The study led by NSIDC research scientist Twila Moon, compiled data from NASA, the United States Geological Survey and other satellites from 1985 to 2015 to compare ice edge position, ice sheet surface elevation, and glacier flow over the decades.
It showed that Greenland is losing 500 gigatons of ice each year, more than can be replenished by new snowfall.
Meanwhile, the annual ice loss is 14 percent greater today than it was between 1985 and 1999 and the meltwater from this ice loss is lubricating the ice sheet so that it slides more easily on its underlying bedrock, hastening the continued melt.
Moon said, “The speed of ice loss in Greenland is stunning. “We can now see many signs of a transformed landscape from space. And as the ice sheet edge responds to rapid ice loss, the character and behavior of the system as a whole is changing, with the potential to influence ecosystems and people who depend on them.”
The team of researchers combined two types of data from satellite imagery, how fast the ice sheet is moving and where glaciers terminate on their path downhill. When a glacier retreats, its terminus doesn’t reach as far down-valley as it once did.
They found, first, that glacier retreat is now the norm in Greenland. Around 80 per cent of glaciers had retreated substantially within the last decade, the study said.
However, this reshaping of glaciers translated into a variety of changes in glacier movement and some glaciers were speeding up, flowing more rapidly toward the sea.
Furthermore, the researchers found that others were flowing more slowly and over several years to a decade, a single glacier could do both, depending on the topography around it.
The researchers also saw evidence of ice channels narrowing, of re-routing meltwater paths and even of the slowing of new ice so that glaciers are stranded in place, more like lakes than rivers.
“All of this local variation may be very important for predicting how quickly Greenland’s ice will disappear in the future,” the researchers said, noting, the changes will also likely affect how and where nutrients enter the water, where there are open fjords versus ice, and where freshwater is available.
This will also expose new land areas, opening new fjord waters and altering ecosystems and physical landscapes, the study said.

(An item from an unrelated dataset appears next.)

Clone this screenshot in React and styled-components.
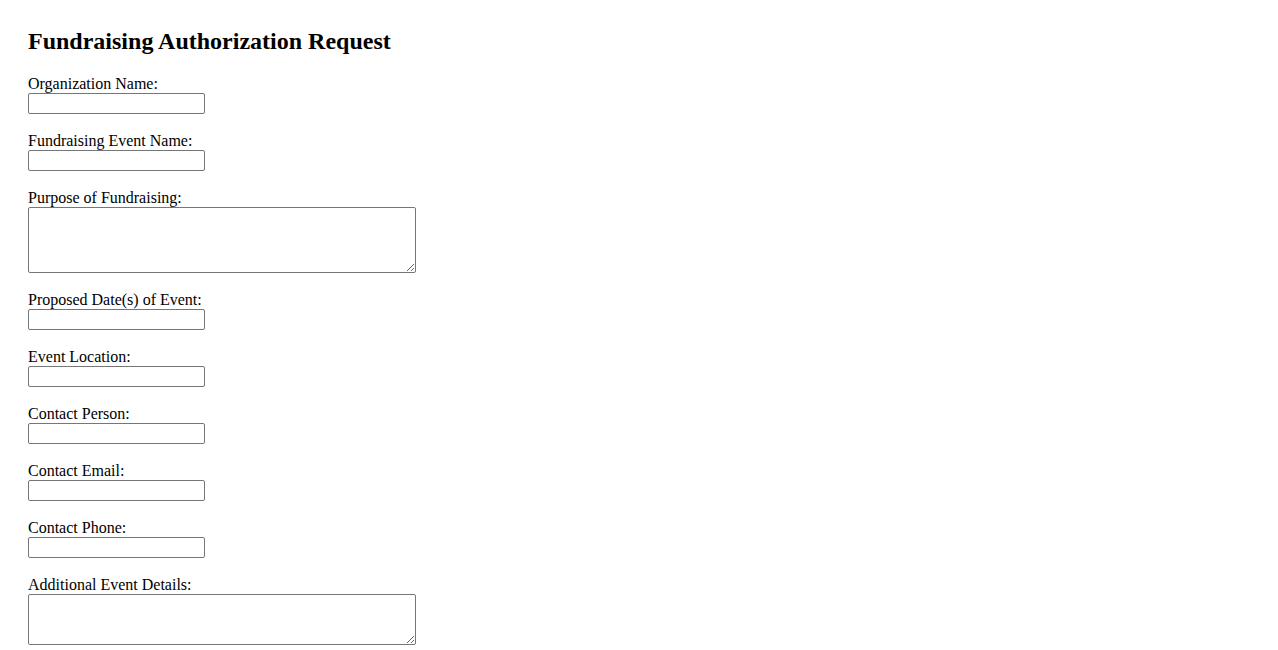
import React from 'react';
import styled, { createGlobalStyle } from 'styled-components';

const GlobalStyle = createGlobalStyle`
  html, body {
    margin: 0;
    padding: 0;
    background: #fff;
  }
  body {
    font-family: "Liberation Serif", "Times New Roman", serif;
    color: #000;
  }
`;

export const Page = styled.div`
  padding: 27px 28px 28px;
`;

export const Title = styled.h2`
  font-size: 24px;
  font-weight: bold;
  margin: 0 0 20px;
  line-height: 28px;
`;

export const Form = styled.form`
  display: flex;
  flex-direction: column;
  align-items: flex-start;
`;

export const Label = styled.label`
  display: block;
  font-size: 16px;
  line-height: 18px;
`;

export const Input = styled.input`
  display: block;
  box-sizing: border-box;
  width: 177px;
  height: 21px;
  margin: 0 0 18px;
  padding: 1px 2px;
  border: 1px solid #767676;
  border-radius: 2px;
  background: #fff;
  font-family: "Liberation Sans", Arial, sans-serif;
  font-size: 13px;
`;

export const TextArea = styled.textarea`
  display: block;
  box-sizing: border-box;
  width: 388px;
  height: ${({ $tall }) => ($tall ? '66px' : '51px')};
  margin: 0 0 18px;
  padding: 2px;
  border: 1px solid #767676;
  border-radius: 2px;
  background: #fff;
  font-family: "Liberation Mono", monospace;
  font-size: 13px;
`;

const fields = [
  { id: 'org', label: 'Organization Name:' },
  { id: 'event', label: 'Fundraising Event Name:' },
  { id: 'purpose', label: 'Purpose of Fundraising:', area: true, tall: true },
  { id: 'dates', label: 'Proposed Date(s) of Event:' },
  { id: 'location', label: 'Event Location:' },
  { id: 'person', label: 'Contact Person:' },
  { id: 'email', label: 'Contact Email:' },
  { id: 'phone', label: 'Contact Phone:' },
  { id: 'details', label: 'Additional Event Details:', area: true },
];

export default function App() {
  return (
    <>
      <GlobalStyle />
      <Page>
        <Title>Fundraising Authorization Request</Title>
        <Form onSubmit={(e) => e.preventDefault()}>
          {fields.map((f) => (
            <React.Fragment key={f.id}>
              <Label htmlFor={f.id}>{f.label}</Label>
              {f.area ? <TextArea id={f.id} $tall={f.tall} /> : <Input id={f.id} type="text" />}
            </React.Fragment>
          ))}
        </Form>
      </Page>
    </>
  );
}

Alex Gardner, study co-author a research scientist at NASA’s Jet Propulsion Laboratory, said in a statement, “As the Arctic ocean and atmosphere warm, we can clearly see the flow of ice into the ocean accelerate and the ice edge retreat.”
Gardner added that understanding the complexity of individual glacier response is critical to improving projections of ice sheet change and the associated sea level rise that will arrive at our shores.